Front-end source files
^^^^^^^^

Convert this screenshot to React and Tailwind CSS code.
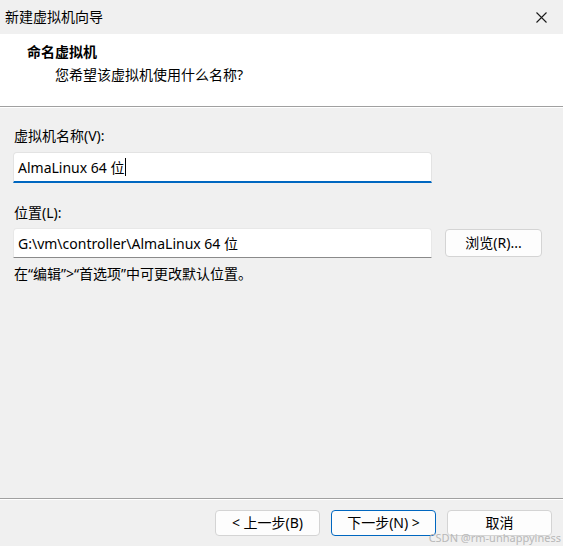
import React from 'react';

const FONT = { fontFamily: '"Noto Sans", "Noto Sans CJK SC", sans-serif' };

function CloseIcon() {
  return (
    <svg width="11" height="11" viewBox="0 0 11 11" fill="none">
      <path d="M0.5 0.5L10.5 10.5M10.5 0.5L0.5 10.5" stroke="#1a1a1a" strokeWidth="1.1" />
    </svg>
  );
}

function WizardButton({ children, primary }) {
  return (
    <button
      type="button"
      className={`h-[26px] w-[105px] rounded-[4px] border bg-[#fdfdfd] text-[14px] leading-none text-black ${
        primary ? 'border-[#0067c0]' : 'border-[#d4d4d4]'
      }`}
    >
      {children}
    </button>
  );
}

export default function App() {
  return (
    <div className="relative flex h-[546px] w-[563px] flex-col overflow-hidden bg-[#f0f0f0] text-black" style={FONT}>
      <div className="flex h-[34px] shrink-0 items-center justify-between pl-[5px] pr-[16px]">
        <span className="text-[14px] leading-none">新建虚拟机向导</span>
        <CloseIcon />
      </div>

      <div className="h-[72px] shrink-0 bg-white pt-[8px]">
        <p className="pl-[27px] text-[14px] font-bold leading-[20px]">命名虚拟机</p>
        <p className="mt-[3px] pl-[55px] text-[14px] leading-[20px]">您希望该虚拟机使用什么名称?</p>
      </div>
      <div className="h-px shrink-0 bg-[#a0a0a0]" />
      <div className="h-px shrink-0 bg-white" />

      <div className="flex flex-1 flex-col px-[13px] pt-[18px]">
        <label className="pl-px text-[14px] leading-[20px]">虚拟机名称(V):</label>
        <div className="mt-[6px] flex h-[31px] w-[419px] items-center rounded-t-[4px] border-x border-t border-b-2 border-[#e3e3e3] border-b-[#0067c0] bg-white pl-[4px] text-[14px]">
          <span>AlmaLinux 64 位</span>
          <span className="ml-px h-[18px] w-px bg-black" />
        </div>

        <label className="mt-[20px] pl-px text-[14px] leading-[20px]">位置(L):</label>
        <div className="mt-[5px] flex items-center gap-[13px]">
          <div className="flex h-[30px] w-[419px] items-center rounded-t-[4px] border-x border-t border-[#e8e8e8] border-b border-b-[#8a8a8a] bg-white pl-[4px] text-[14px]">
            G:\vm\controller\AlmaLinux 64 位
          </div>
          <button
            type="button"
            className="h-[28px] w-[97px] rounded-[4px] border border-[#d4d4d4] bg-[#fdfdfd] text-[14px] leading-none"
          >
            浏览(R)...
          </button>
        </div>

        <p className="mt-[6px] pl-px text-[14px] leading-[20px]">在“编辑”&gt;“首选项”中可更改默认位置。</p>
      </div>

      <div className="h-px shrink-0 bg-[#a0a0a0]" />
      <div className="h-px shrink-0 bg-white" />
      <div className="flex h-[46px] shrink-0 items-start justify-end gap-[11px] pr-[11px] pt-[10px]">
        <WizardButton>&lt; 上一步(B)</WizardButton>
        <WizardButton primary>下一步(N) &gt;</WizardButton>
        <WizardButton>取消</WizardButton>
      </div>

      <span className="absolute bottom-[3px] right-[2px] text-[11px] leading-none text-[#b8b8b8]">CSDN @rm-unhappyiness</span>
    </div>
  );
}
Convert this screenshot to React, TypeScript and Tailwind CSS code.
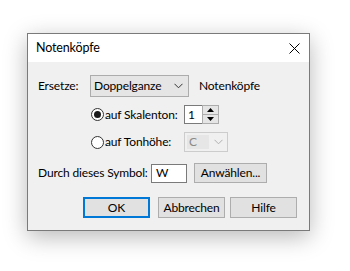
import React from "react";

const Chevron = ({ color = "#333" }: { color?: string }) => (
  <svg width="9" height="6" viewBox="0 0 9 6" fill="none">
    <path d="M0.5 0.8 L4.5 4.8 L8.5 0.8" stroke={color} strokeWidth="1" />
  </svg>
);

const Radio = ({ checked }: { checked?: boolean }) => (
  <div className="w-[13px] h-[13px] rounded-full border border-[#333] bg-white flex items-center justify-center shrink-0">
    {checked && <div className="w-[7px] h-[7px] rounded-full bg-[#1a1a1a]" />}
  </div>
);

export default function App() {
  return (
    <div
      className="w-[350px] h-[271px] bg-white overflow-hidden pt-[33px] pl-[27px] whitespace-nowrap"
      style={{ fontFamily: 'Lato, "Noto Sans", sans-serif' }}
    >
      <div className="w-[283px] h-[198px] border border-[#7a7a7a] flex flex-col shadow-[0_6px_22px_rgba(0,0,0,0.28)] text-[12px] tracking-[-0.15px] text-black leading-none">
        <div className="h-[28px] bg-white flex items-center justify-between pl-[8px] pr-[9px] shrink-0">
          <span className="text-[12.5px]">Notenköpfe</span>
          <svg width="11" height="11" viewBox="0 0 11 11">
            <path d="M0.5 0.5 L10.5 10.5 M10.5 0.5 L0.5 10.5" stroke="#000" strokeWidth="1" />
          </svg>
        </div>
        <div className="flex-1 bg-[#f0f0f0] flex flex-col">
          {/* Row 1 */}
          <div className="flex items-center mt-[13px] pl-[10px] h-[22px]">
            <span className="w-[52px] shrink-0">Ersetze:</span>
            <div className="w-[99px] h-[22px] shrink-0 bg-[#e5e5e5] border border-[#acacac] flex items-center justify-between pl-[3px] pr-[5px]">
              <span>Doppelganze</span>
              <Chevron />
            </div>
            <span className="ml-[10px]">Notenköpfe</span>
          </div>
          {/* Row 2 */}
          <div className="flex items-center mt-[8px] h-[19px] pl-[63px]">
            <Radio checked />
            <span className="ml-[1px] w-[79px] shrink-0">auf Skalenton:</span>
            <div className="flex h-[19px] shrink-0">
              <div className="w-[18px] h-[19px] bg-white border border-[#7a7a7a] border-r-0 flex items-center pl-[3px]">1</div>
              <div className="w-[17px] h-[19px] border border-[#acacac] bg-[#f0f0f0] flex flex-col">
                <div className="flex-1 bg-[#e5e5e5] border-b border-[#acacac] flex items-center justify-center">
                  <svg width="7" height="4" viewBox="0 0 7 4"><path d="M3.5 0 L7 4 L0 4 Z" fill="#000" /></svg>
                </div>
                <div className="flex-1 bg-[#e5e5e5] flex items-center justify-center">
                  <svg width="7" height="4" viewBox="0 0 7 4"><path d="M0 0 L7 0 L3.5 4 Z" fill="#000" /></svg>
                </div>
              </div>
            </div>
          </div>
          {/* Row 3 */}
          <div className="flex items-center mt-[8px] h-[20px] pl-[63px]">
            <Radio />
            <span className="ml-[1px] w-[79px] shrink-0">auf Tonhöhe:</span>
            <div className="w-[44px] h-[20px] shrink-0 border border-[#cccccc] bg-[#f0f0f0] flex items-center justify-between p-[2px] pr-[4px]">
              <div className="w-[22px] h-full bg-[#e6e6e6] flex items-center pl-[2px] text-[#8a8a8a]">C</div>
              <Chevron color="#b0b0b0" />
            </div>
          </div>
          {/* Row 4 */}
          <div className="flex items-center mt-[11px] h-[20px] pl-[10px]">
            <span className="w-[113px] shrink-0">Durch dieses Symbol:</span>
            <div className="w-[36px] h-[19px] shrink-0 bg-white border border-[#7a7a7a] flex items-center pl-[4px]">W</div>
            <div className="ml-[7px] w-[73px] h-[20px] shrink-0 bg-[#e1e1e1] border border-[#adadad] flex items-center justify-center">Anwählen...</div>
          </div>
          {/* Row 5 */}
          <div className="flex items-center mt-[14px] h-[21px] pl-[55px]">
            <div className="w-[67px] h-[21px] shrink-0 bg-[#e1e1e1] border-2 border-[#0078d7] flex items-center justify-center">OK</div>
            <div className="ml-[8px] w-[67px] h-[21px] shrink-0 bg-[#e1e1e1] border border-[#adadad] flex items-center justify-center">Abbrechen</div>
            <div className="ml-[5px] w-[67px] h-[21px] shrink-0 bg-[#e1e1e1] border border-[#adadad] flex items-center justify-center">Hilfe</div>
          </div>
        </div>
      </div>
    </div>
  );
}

^^^^^^^^

• WORK TO COMPLETE:
Quote every record above exactly, leaving out any pictures.

• THE RESPONSE:
Convert this screenshot to React and Tailwind CSS code.
import React from 'react';

const FONT = { fontFamily: '"Noto Sans", "Noto Sans CJK SC", sans-serif' };

function CloseIcon() {
  return (
    <svg width="11" height="11" viewBox="0 0 11 11" fill="none">
      <path d="M0.5 0.5L10.5 10.5M10.5 0.5L0.5 10.5" stroke="#1a1a1a" strokeWidth="1.1" />
    </svg>
  );
}

function WizardButton({ children, primary }) {
  return (
    <button
      type="button"
      className={`h-[26px] w-[105px] rounded-[4px] border bg-[#fdfdfd] text-[14px] leading-none text-black ${
        primary ? 'border-[#0067c0]' : 'border-[#d4d4d4]'
      }`}
    >
      {children}
    </button>
  );
}

export default function App() {
  return (
    <div className="relative flex h-[546px] w-[563px] flex-col overflow-hidden bg-[#f0f0f0] text-black" style={FONT}>
      <div className="flex h-[34px] shrink-0 items-center justify-between pl-[5px] pr-[16px]">
        <span className="text-[14px] leading-none">新建虚拟机向导</span>
        <CloseIcon />
      </div>

      <div className="h-[72px] shrink-0 bg-white pt-[8px]">
        <p className="pl-[27px] text-[14px] font-bold leading-[20px]">命名虚拟机</p>
        <p className="mt-[3px] pl-[55px] text-[14px] leading-[20px]">您希望该虚拟机使用什么名称?</p>
      </div>
      <div className="h-px shrink-0 bg-[#a0a0a0]" />
      <div className="h-px shrink-0 bg-white" />

      <div className="flex flex-1 flex-col px-[13px] pt-[18px]">
        <label className="pl-px text-[14px] leading-[20px]">虚拟机名称(V):</label>
        <div className="mt-[6px] flex h-[31px] w-[419px] items-center rounded-t-[4px] border-x border-t border-b-2 border-[#e3e3e3] border-b-[#0067c0] bg-white pl-[4px] text-[14px]">
          <span>AlmaLinux 64 位</span>
          <span className="ml-px h-[18px] w-px bg-black" />
        </div>

        <label className="mt-[20px] pl-px text-[14px] leading-[20px]">位置(L):</label>
        <div className="mt-[5px] flex items-center gap-[13px]">
          <div className="flex h-[30px] w-[419px] items-center rounded-t-[4px] border-x border-t border-[#e8e8e8] border-b border-b-[#8a8a8a] bg-white pl-[4px] text-[14px]">
            G:\vm\controller\AlmaLinux 64 位
          </div>
          <button
            type="button"
            className="h-[28px] w-[97px] rounded-[4px] border border-[#d4d4d4] bg-[#fdfdfd] text-[14px] leading-none"
          >
            浏览(R)...
          </button>
        </div>

        <p className="mt-[6px] pl-px text-[14px] leading-[20px]">在“编辑”&gt;“首选项”中可更改默认位置。</p>
      </div>

      <div className="h-px shrink-0 bg-[#a0a0a0]" />
      <div className="h-px shrink-0 bg-white" />
      <div className="flex h-[46px] shrink-0 items-start justify-end gap-[11px] pr-[11px] pt-[10px]">
        <WizardButton>&lt; 上一步(B)</WizardButton>
        <WizardButton primary>下一步(N) &gt;</WizardButton>
        <WizardButton>取消</WizardButton>
      </div>

      <span className="absolute bottom-[3px] right-[2px] text-[11px] leading-none text-[#b8b8b8]">CSDN @rm-unhappyiness</span>
    </div>
  );
}
Convert this screenshot to React, TypeScript and Tailwind CSS code.
import React from "react";

const Chevron = ({ color = "#333" }: { color?: string }) => (
  <svg width="9" height="6" viewBox="0 0 9 6" fill="none">
    <path d="M0.5 0.8 L4.5 4.8 L8.5 0.8" stroke={color} strokeWidth="1" />
  </svg>
);

const Radio = ({ checked }: { checked?: boolean }) => (
  <div className="w-[13px] h-[13px] rounded-full border border-[#333] bg-white flex items-center justify-center shrink-0">
    {checked && <div className="w-[7px] h-[7px] rounded-full bg-[#1a1a1a]" />}
  </div>
);

export default function App() {
  return (
    <div
      className="w-[350px] h-[271px] bg-white overflow-hidden pt-[33px] pl-[27px] whitespace-nowrap"
      style={{ fontFamily: 'Lato, "Noto Sans", sans-serif' }}
    >
      <div className="w-[283px] h-[198px] border border-[#7a7a7a] flex flex-col shadow-[0_6px_22px_rgba(0,0,0,0.28)] text-[12px] tracking-[-0.15px] text-black leading-none">
        <div className="h-[28px] bg-white flex items-center justify-between pl-[8px] pr-[9px] shrink-0">
          <span className="text-[12.5px]">Notenköpfe</span>
          <svg width="11" height="11" viewBox="0 0 11 11">
            <path d="M0.5 0.5 L10.5 10.5 M10.5 0.5 L0.5 10.5" stroke="#000" strokeWidth="1" />
          </svg>
        </div>
        <div className="flex-1 bg-[#f0f0f0] flex flex-col">
          {/* Row 1 */}
          <div className="flex items-center mt-[13px] pl-[10px] h-[22px]">
            <span className="w-[52px] shrink-0">Ersetze:</span>
            <div className="w-[99px] h-[22px] shrink-0 bg-[#e5e5e5] border border-[#acacac] flex items-center justify-between pl-[3px] pr-[5px]">
              <span>Doppelganze</span>
              <Chevron />
            </div>
            <span className="ml-[10px]">Notenköpfe</span>
          </div>
          {/* Row 2 */}
          <div className="flex items-center mt-[8px] h-[19px] pl-[63px]">
            <Radio checked />
            <span className="ml-[1px] w-[79px] shrink-0">auf Skalenton:</span>
            <div className="flex h-[19px] shrink-0">
              <div className="w-[18px] h-[19px] bg-white border border-[#7a7a7a] border-r-0 flex items-center pl-[3px]">1</div>
              <div className="w-[17px] h-[19px] border border-[#acacac] bg-[#f0f0f0] flex flex-col">
                <div className="flex-1 bg-[#e5e5e5] border-b border-[#acacac] flex items-center justify-center">
                  <svg width="7" height="4" viewBox="0 0 7 4"><path d="M3.5 0 L7 4 L0 4 Z" fill="#000" /></svg>
                </div>
                <div className="flex-1 bg-[#e5e5e5] flex items-center justify-center">
                  <svg width="7" height="4" viewBox="0 0 7 4"><path d="M0 0 L7 0 L3.5 4 Z" fill="#000" /></svg>
                </div>
              </div>
            </div>
          </div>
          {/* Row 3 */}
          <div className="flex items-center mt-[8px] h-[20px] pl-[63px]">
            <Radio />
            <span className="ml-[1px] w-[79px] shrink-0">auf Tonhöhe:</span>
            <div className="w-[44px] h-[20px] shrink-0 border border-[#cccccc] bg-[#f0f0f0] flex items-center justify-between p-[2px] pr-[4px]">
              <div className="w-[22px] h-full bg-[#e6e6e6] flex items-center pl-[2px] text-[#8a8a8a]">C</div>
              <Chevron color="#b0b0b0" />
            </div>
          </div>
          {/* Row 4 */}
          <div className="flex items-center mt-[11px] h-[20px] pl-[10px]">
            <span className="w-[113px] shrink-0">Durch dieses Symbol:</span>
            <div className="w-[36px] h-[19px] shrink-0 bg-white border border-[#7a7a7a] flex items-center pl-[4px]">W</div>
            <div className="ml-[7px] w-[73px] h-[20px] shrink-0 bg-[#e1e1e1] border border-[#adadad] flex items-center justify-center">Anwählen...</div>
          </div>
          {/* Row 5 */}
          <div className="flex items-center mt-[14px] h-[21px] pl-[55px]">
            <div className="w-[67px] h-[21px] shrink-0 bg-[#e1e1e1] border-2 border-[#0078d7] flex items-center justify-center">OK</div>
            <div className="ml-[8px] w-[67px] h-[21px] shrink-0 bg-[#e1e1e1] border border-[#adadad] flex items-center justify-center">Abbrechen</div>
            <div className="ml-[5px] w-[67px] h-[21px] shrink-0 bg-[#e1e1e1] border border-[#adadad] flex items-center justify-center">Hilfe</div>
          </div>
        </div>
      </div>
    </div>
  );
}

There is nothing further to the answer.